**Instructions to follow:** Report the count of lines holding "that" in the records, with no other words.

**Records for this task:**
* * * * * * *

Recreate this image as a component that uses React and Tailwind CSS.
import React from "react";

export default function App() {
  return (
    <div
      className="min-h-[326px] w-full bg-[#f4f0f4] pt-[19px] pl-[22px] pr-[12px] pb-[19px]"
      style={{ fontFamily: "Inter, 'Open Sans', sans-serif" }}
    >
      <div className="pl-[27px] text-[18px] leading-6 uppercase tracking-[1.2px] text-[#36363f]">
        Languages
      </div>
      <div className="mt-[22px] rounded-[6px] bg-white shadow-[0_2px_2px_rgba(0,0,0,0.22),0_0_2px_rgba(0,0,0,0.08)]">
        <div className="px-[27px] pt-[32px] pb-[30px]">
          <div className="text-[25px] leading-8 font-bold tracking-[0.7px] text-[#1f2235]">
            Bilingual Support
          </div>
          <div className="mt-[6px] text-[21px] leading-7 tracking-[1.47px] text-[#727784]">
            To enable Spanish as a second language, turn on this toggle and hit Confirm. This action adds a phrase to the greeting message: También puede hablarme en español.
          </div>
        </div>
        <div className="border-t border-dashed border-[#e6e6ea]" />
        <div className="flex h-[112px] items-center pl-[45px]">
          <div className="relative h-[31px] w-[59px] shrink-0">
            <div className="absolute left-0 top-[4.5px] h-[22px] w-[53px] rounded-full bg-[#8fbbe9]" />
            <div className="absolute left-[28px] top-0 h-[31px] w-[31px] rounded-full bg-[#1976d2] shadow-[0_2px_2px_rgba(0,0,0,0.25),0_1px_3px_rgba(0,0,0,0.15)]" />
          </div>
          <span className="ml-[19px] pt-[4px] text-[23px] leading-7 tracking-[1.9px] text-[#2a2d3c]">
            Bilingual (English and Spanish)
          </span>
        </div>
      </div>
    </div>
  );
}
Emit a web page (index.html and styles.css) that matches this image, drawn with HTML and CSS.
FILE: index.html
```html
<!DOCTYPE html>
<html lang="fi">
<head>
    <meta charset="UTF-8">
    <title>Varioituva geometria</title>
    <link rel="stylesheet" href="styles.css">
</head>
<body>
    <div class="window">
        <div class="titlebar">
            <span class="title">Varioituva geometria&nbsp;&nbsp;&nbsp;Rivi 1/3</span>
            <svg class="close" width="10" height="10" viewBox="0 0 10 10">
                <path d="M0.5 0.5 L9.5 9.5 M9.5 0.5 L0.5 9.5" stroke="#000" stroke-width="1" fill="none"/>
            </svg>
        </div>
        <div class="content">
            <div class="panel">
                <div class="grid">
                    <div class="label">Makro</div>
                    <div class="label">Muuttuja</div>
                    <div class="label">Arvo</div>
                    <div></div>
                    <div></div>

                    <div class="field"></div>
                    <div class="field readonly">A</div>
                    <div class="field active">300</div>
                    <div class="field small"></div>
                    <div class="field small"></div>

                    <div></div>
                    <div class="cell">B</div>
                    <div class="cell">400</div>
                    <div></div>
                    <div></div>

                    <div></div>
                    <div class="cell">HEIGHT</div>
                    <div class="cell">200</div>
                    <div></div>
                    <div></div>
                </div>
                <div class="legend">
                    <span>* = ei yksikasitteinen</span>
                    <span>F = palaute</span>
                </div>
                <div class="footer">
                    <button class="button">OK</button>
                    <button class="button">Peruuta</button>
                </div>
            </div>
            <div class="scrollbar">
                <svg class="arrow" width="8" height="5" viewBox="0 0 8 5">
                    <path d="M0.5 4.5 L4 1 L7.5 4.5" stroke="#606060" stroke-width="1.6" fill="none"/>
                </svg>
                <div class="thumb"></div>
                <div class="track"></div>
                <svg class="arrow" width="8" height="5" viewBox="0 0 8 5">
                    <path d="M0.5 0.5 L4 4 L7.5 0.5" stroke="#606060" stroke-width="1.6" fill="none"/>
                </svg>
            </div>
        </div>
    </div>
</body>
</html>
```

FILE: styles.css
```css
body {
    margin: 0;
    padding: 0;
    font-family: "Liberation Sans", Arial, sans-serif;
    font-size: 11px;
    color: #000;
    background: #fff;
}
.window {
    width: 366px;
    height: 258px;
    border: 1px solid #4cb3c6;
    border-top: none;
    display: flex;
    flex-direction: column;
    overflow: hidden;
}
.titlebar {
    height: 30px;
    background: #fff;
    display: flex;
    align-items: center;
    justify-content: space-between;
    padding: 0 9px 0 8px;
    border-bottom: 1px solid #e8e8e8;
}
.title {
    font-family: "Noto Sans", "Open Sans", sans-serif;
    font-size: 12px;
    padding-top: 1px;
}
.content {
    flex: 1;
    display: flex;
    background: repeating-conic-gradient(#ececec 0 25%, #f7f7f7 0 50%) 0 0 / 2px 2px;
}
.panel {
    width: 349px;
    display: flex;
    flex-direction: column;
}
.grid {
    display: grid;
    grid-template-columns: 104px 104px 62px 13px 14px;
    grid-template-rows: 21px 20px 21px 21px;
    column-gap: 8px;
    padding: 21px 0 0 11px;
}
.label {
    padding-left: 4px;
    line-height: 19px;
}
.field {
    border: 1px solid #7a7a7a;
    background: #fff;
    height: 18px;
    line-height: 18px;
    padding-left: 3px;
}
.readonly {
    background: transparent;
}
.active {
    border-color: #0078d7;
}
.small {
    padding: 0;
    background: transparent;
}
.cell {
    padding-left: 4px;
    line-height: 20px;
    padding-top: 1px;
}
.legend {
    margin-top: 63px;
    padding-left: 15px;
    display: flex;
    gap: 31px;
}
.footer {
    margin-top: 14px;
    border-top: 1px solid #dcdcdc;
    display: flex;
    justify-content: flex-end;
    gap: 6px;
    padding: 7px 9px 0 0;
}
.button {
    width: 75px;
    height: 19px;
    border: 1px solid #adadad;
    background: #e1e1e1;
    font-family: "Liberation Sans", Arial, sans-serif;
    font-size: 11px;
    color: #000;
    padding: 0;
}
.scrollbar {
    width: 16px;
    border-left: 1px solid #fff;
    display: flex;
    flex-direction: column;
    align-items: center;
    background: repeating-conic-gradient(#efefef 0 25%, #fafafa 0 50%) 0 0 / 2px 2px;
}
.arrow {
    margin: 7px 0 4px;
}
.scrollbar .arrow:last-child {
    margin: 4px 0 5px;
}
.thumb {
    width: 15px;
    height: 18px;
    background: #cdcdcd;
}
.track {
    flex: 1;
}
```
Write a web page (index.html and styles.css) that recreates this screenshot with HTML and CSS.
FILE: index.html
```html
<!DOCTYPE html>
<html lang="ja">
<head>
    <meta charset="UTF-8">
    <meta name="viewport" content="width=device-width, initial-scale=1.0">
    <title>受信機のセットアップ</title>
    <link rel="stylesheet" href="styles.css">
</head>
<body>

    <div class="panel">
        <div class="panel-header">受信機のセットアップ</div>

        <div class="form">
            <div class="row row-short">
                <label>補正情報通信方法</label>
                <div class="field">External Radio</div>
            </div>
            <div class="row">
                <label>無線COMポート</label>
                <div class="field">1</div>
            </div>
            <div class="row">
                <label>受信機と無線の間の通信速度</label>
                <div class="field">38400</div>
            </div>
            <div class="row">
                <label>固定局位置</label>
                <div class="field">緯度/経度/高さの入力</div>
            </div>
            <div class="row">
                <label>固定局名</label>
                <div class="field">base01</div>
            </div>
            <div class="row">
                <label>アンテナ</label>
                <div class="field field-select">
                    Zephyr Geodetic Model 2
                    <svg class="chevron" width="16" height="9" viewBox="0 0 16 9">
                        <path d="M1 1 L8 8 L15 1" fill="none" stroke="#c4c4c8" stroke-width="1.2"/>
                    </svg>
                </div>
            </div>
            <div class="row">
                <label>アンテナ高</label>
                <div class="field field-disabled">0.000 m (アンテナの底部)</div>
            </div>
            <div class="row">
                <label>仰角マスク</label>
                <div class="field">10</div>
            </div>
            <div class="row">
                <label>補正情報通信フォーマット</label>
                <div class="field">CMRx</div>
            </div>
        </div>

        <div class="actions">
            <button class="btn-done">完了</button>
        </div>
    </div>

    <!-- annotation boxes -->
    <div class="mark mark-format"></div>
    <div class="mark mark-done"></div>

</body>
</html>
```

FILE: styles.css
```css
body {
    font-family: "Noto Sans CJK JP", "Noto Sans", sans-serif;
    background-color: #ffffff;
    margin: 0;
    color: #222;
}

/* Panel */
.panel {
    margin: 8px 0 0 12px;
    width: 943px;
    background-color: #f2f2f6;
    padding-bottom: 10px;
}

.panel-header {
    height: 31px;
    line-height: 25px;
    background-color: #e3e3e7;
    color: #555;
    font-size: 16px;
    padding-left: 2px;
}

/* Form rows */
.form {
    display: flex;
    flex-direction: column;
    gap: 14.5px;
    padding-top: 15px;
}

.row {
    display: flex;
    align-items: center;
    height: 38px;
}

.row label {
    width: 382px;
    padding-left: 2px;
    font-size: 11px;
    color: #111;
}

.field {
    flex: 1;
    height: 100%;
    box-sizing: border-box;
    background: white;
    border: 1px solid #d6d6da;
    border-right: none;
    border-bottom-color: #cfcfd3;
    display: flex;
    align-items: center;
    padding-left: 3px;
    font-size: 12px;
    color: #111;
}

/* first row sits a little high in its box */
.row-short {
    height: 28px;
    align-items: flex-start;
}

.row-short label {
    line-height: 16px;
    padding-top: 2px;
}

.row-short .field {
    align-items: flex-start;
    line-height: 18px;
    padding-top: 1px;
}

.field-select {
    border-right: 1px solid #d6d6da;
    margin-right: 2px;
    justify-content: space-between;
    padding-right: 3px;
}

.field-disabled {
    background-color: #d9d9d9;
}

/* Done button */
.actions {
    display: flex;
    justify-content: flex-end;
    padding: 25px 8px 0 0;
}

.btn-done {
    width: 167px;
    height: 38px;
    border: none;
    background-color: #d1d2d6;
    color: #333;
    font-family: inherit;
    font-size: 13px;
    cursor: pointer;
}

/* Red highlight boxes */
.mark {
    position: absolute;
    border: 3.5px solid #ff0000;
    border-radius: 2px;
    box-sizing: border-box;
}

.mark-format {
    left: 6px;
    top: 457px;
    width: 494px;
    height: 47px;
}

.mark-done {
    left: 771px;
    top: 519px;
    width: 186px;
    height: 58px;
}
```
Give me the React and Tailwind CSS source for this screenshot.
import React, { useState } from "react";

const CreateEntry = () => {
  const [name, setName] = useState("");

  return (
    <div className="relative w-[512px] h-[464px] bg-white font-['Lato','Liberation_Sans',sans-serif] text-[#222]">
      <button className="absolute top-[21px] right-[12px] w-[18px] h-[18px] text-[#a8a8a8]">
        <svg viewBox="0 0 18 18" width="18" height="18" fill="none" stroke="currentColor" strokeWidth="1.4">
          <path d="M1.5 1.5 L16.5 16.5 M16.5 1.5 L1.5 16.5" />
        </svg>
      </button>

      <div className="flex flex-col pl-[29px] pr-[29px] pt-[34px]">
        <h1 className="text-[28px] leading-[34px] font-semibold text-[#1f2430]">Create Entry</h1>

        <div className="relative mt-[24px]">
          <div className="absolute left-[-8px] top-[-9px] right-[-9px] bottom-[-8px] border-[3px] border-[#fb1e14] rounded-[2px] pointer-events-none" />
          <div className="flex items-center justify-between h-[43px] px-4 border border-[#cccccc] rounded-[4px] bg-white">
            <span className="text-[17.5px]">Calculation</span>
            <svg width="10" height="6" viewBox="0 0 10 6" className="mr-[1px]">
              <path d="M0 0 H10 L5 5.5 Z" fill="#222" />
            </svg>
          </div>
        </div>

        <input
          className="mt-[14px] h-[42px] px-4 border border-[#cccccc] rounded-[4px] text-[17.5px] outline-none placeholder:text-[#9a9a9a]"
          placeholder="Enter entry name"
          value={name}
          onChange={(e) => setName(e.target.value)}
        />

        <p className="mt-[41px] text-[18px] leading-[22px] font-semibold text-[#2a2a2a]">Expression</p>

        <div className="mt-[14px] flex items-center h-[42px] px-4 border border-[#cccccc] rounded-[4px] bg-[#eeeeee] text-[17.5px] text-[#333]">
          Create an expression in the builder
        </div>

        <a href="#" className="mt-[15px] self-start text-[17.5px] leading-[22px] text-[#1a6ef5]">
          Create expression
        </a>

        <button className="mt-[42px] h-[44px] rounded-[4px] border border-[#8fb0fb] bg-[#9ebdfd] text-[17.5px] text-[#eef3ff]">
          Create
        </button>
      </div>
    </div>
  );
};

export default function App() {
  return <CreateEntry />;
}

* * * * * * *

**Output for this exercise:** 3